DATASET SECTION -
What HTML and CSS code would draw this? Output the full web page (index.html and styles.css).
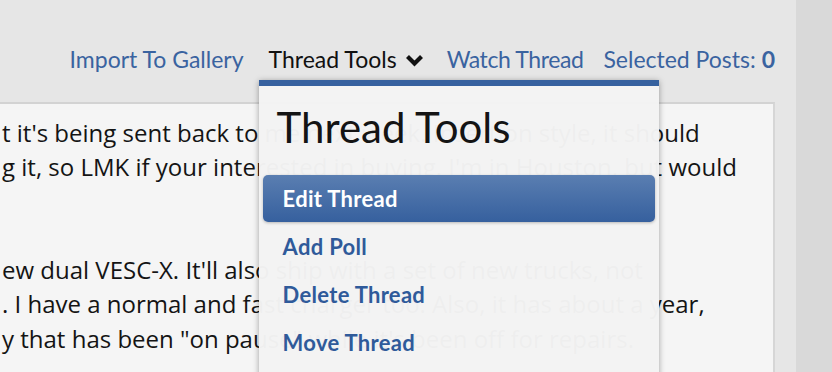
FILE: index.html
```html
<!DOCTYPE html>
<html>
<head>
<meta charset="utf-8">
<link rel="stylesheet" href="styles.css">
</head>
<body>
<div class="page">
  <div class="main">
    <nav class="tools">
      <a class="tool-link" href="#">Import To Gallery</a>
      <div class="trigger">
        <span class="trigger-label">Thread Tools</span>
        <svg class="chev" width="19" height="14" viewBox="0 0 19 14"><polyline points="2.5,3.5 9.5,10.5 16.5,3.5" fill="none" stroke="#111" stroke-width="4.2" stroke-linecap="butt" stroke-linejoin="miter"/></svg>
        <div class="menu">
          <h3 class="menu-title">Thread Tools</h3>
          <ul class="menu-list">
            <li class="menu-item active">Edit Thread</li>
            <li class="menu-item">Add Poll</li>
            <li class="menu-item">Delete Thread</li>
            <li class="menu-item">Move Thread</li>
          </ul>
        </div>
      </div>
      <a class="tool-link watch" href="#">Watch Thread</a>
      <a class="tool-link" href="#">Selected Posts: <b>0</b></a>
    </nav>
    <div class="post">
      <div class="line">t it's being sent back to me next week. Insertion style, it should</div>
      <div class="line">g it, so LMK if your interested in buying. I'm in Houston, but would</div>
      <div class="line">&nbsp;</div>
      <div class="line">&nbsp;</div>
      <div class="line">ew dual VESC-X. It'll also ship with a set of new trucks, not</div>
      <div class="line">. I have a normal and fast charger too. Also, it has about a year,</div>
      <div class="line">y that has been "on pause" while it's been off for repairs.</div>
    </div>
  </div>
  <div class="rail"></div>
</div>
</body>
</html>
```
FILE: styles.css
```css
html, body {
  margin: 0;
  height: 372px;
  overflow: hidden;
}
body {
  font-family: "Open Sans", sans-serif;
  background: #d9d9d9;
}
.page {
  display: flex;
  height: 372px;
}
.main {
  width: 796px;
  background: #e6e6e6;
  display: flex;
  flex-direction: column;
}
.rail {
  flex: 1;
  background: #d9d9d9;
}
.tools {
  display: flex;
  justify-content: flex-end;
  align-items: center;
  gap: 20px;
  padding: 44px 21px 28px 0;
  font-family: Lato, sans-serif;
  font-size: 23px;
  line-height: 30px;
}
.tool-link {
  color: #3a63a0;
  text-decoration: none;
}
.tool-link.watch {
  letter-spacing: -0.4px;
}
.tool-link b {
  font-weight: 700;
}
.trigger {
  position: relative;
  display: flex;
  align-items: center;
  gap: 8px;
  margin: 0 3px 0 5px;
  color: #111;
}
.chev {
  display: block;
  margin-top: 2px;
}
.menu {
  position: absolute;
  left: -10px;
  top: calc(100% + 6px);
  width: 400px;
  height: 300px;
  box-sizing: border-box;
  padding: 0 4px;
  background: rgba(243, 243, 243, 0.98);
  border-top: 6px solid #36619f;
  box-shadow: 0 1px 6px rgba(0, 0, 0, 0.35);
  z-index: 2;
}
.menu-title {
  margin: 17px 0 24px 14px;
  font-size: 42px;
  line-height: 48px;
  font-weight: 400;
  color: #141414;
}
.menu-list {
  list-style: none;
  margin: 0;
  padding: 0;
}
.menu-item {
  height: 48px;
  line-height: 48px;
  padding-left: 20px;
  font-size: 22px;
  letter-spacing: 0.3px;
  font-weight: 700;
  color: #2f5a9a;
}
.menu-item.active {
  height: 47px;
  line-height: 47px;
  margin-bottom: 1px;
  color: #fff;
  border-radius: 5px;
  background: linear-gradient(#5a7eb1, #36609e);
  box-shadow: 0 1px 3px rgba(0, 0, 0, 0.25);
}
.post {
  flex: 1;
  margin-right: 21px;
  padding: 12px 0 0 2px;
  background: #f5f5f5;
  border-top: 2px solid #d3d3d3;
  border-right: 2px solid #d6d6d6;
  font-size: 24px;
  line-height: 34.3px;
  color: #141414;
  white-space: nowrap;
  overflow: hidden;
}
```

WHAT IS NEEDED -
Leave every image out, and retype the material exactly.

WRITTEN REPLY -
What HTML and CSS code would draw this? Output the full web page (index.html and styles.css).
FILE: index.html
```html
<!DOCTYPE html>
<html>
<head>
<meta charset="utf-8">
<link rel="stylesheet" href="styles.css">
</head>
<body>
<div class="page">
  <div class="main">
    <nav class="tools">
      <a class="tool-link" href="#">Import To Gallery</a>
      <div class="trigger">
        <span class="trigger-label">Thread Tools</span>
        <svg class="chev" width="19" height="14" viewBox="0 0 19 14"><polyline points="2.5,3.5 9.5,10.5 16.5,3.5" fill="none" stroke="#111" stroke-width="4.2" stroke-linecap="butt" stroke-linejoin="miter"/></svg>
        <div class="menu">
          <h3 class="menu-title">Thread Tools</h3>
          <ul class="menu-list">
            <li class="menu-item active">Edit Thread</li>
            <li class="menu-item">Add Poll</li>
            <li class="menu-item">Delete Thread</li>
            <li class="menu-item">Move Thread</li>
          </ul>
        </div>
      </div>
      <a class="tool-link watch" href="#">Watch Thread</a>
      <a class="tool-link" href="#">Selected Posts: <b>0</b></a>
    </nav>
    <div class="post">
      <div class="line">t it's being sent back to me next week. Insertion style, it should</div>
      <div class="line">g it, so LMK if your interested in buying. I'm in Houston, but would</div>
      <div class="line">&nbsp;</div>
      <div class="line">&nbsp;</div>
      <div class="line">ew dual VESC-X. It'll also ship with a set of new trucks, not</div>
      <div class="line">. I have a normal and fast charger too. Also, it has about a year,</div>
      <div class="line">y that has been "on pause" while it's been off for repairs.</div>
    </div>
  </div>
  <div class="rail"></div>
</div>
</body>
</html>
```
FILE: styles.css
```css
html, body {
  margin: 0;
  height: 372px;
  overflow: hidden;
}
body {
  font-family: "Open Sans", sans-serif;
  background: #d9d9d9;
}
.page {
  display: flex;
  height: 372px;
}
.main {
  width: 796px;
  background: #e6e6e6;
  display: flex;
  flex-direction: column;
}
.rail {
  flex: 1;
  background: #d9d9d9;
}
.tools {
  display: flex;
  justify-content: flex-end;
  align-items: center;
  gap: 20px;
  padding: 44px 21px 28px 0;
  font-family: Lato, sans-serif;
  font-size: 23px;
  line-height: 30px;
}
.tool-link {
  color: #3a63a0;
  text-decoration: none;
}
.tool-link.watch {
  letter-spacing: -0.4px;
}
.tool-link b {
  font-weight: 700;
}
.trigger {
  position: relative;
  display: flex;
  align-items: center;
  gap: 8px;
  margin: 0 3px 0 5px;
  color: #111;
}
.chev {
  display: block;
  margin-top: 2px;
}
.menu {
  position: absolute;
  left: -10px;
  top: calc(100% + 6px);
  width: 400px;
  height: 300px;
  box-sizing: border-box;
  padding: 0 4px;
  background: rgba(243, 243, 243, 0.98);
  border-top: 6px solid #36619f;
  box-shadow: 0 1px 6px rgba(0, 0, 0, 0.35);
  z-index: 2;
}
.menu-title {
  margin: 17px 0 24px 14px;
  font-size: 42px;
  line-height: 48px;
  font-weight: 400;
  color: #141414;
}
.menu-list {
  list-style: none;
  margin: 0;
  padding: 0;
}
.menu-item {
  height: 48px;
  line-height: 48px;
  padding-left: 20px;
  font-size: 22px;
  letter-spacing: 0.3px;
  font-weight: 700;
  color: #2f5a9a;
}
.menu-item.active {
  height: 47px;
  line-height: 47px;
  margin-bottom: 1px;
  color: #fff;
  border-radius: 5px;
  background: linear-gradient(#5a7eb1, #36609e);
  box-shadow: 0 1px 3px rgba(0, 0, 0, 0.25);
}
.post {
  flex: 1;
  margin-right: 21px;
  padding: 12px 0 0 2px;
  background: #f5f5f5;
  border-top: 2px solid #d3d3d3;
  border-right: 2px solid #d6d6d6;
  font-size: 24px;
  line-height: 34.3px;
  color: #141414;
  white-space: nowrap;
  overflow: hidden;
}
```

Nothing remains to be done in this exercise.